--- Data supplied ---

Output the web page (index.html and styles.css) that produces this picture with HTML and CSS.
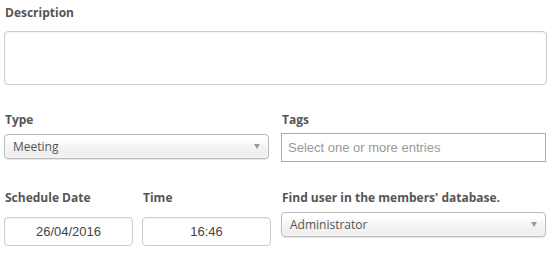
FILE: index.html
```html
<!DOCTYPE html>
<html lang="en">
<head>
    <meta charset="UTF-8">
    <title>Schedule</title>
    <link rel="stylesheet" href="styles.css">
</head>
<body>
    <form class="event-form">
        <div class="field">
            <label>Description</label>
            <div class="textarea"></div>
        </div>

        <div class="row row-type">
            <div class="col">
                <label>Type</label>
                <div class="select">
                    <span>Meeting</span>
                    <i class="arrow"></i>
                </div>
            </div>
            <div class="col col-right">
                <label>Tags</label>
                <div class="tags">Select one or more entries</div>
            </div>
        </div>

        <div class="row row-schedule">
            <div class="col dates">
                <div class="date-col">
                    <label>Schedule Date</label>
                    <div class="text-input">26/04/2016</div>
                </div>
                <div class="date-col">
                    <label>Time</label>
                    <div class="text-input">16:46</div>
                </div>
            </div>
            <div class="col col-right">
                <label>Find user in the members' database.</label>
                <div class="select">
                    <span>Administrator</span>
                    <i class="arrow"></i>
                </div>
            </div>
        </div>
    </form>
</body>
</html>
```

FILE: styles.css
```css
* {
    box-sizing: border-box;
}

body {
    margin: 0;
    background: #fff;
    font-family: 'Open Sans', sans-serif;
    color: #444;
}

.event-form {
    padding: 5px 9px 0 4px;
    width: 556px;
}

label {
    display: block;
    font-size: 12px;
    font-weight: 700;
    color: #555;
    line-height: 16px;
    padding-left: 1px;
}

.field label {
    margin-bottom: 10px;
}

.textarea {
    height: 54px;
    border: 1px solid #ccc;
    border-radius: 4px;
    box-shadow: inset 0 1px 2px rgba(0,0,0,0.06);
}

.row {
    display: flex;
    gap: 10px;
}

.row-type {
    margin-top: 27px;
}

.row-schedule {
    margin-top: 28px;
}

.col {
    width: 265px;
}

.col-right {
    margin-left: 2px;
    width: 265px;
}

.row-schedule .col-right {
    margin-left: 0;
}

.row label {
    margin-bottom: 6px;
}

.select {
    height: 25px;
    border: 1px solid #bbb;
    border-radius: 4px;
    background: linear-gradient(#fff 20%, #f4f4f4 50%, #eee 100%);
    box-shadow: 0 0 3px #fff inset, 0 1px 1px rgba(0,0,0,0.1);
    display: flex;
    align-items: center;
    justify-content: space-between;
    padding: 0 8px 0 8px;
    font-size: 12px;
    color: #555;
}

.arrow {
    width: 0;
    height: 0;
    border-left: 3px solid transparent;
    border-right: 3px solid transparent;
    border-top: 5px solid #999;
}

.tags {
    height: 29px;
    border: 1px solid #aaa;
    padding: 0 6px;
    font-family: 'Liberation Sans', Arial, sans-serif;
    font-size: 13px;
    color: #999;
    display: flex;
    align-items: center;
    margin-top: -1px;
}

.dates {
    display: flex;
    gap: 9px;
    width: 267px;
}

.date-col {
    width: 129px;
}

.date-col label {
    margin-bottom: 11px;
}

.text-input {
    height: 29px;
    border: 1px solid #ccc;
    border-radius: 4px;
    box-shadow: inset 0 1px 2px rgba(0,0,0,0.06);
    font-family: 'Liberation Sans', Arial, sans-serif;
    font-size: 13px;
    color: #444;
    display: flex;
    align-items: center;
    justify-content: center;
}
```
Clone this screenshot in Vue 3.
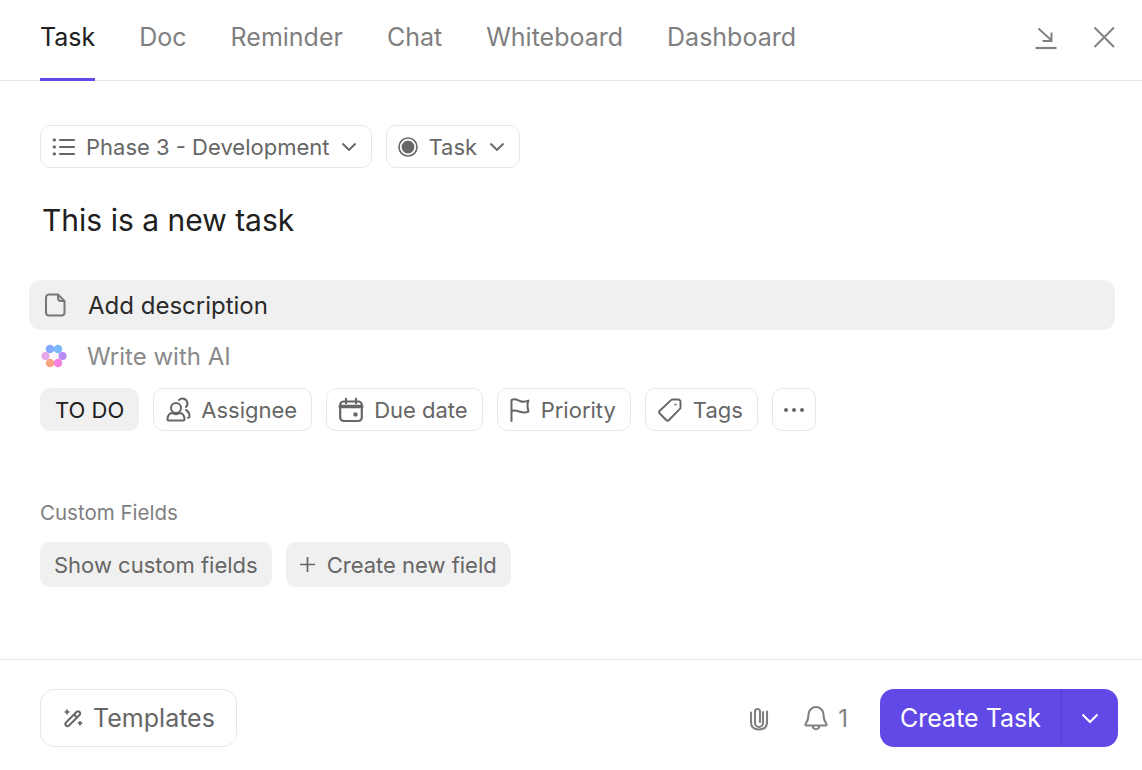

---

Aim of the task -
All of the data above should be transcribed verbatim, with pictures omitted.

Correct answer -
Output the web page (index.html and styles.css) that produces this picture with HTML and CSS.
FILE: index.html
```html
<!DOCTYPE html>
<html lang="en">
<head>
    <meta charset="UTF-8">
    <title>Schedule</title>
    <link rel="stylesheet" href="styles.css">
</head>
<body>
    <form class="event-form">
        <div class="field">
            <label>Description</label>
            <div class="textarea"></div>
        </div>

        <div class="row row-type">
            <div class="col">
                <label>Type</label>
                <div class="select">
                    <span>Meeting</span>
                    <i class="arrow"></i>
                </div>
            </div>
            <div class="col col-right">
                <label>Tags</label>
                <div class="tags">Select one or more entries</div>
            </div>
        </div>

        <div class="row row-schedule">
            <div class="col dates">
                <div class="date-col">
                    <label>Schedule Date</label>
                    <div class="text-input">26/04/2016</div>
                </div>
                <div class="date-col">
                    <label>Time</label>
                    <div class="text-input">16:46</div>
                </div>
            </div>
            <div class="col col-right">
                <label>Find user in the members' database.</label>
                <div class="select">
                    <span>Administrator</span>
                    <i class="arrow"></i>
                </div>
            </div>
        </div>
    </form>
</body>
</html>
```

FILE: styles.css
```css
* {
    box-sizing: border-box;
}

body {
    margin: 0;
    background: #fff;
    font-family: 'Open Sans', sans-serif;
    color: #444;
}

.event-form {
    padding: 5px 9px 0 4px;
    width: 556px;
}

label {
    display: block;
    font-size: 12px;
    font-weight: 700;
    color: #555;
    line-height: 16px;
    padding-left: 1px;
}

.field label {
    margin-bottom: 10px;
}

.textarea {
    height: 54px;
    border: 1px solid #ccc;
    border-radius: 4px;
    box-shadow: inset 0 1px 2px rgba(0,0,0,0.06);
}

.row {
    display: flex;
    gap: 10px;
}

.row-type {
    margin-top: 27px;
}

.row-schedule {
    margin-top: 28px;
}

.col {
    width: 265px;
}

.col-right {
    margin-left: 2px;
    width: 265px;
}

.row-schedule .col-right {
    margin-left: 0;
}

.row label {
    margin-bottom: 6px;
}

.select {
    height: 25px;
    border: 1px solid #bbb;
    border-radius: 4px;
    background: linear-gradient(#fff 20%, #f4f4f4 50%, #eee 100%);
    box-shadow: 0 0 3px #fff inset, 0 1px 1px rgba(0,0,0,0.1);
    display: flex;
    align-items: center;
    justify-content: space-between;
    padding: 0 8px 0 8px;
    font-size: 12px;
    color: #555;
}

.arrow {
    width: 0;
    height: 0;
    border-left: 3px solid transparent;
    border-right: 3px solid transparent;
    border-top: 5px solid #999;
}

.tags {
    height: 29px;
    border: 1px solid #aaa;
    padding: 0 6px;
    font-family: 'Liberation Sans', Arial, sans-serif;
    font-size: 13px;
    color: #999;
    display: flex;
    align-items: center;
    margin-top: -1px;
}

.dates {
    display: flex;
    gap: 9px;
    width: 267px;
}

.date-col {
    width: 129px;
}

.date-col label {
    margin-bottom: 11px;
}

.text-input {
    height: 29px;
    border: 1px solid #ccc;
    border-radius: 4px;
    box-shadow: inset 0 1px 2px rgba(0,0,0,0.06);
    font-family: 'Liberation Sans', Arial, sans-serif;
    font-size: 13px;
    color: #444;
    display: flex;
    align-items: center;
    justify-content: center;
}
```
Clone this screenshot in Vue 3.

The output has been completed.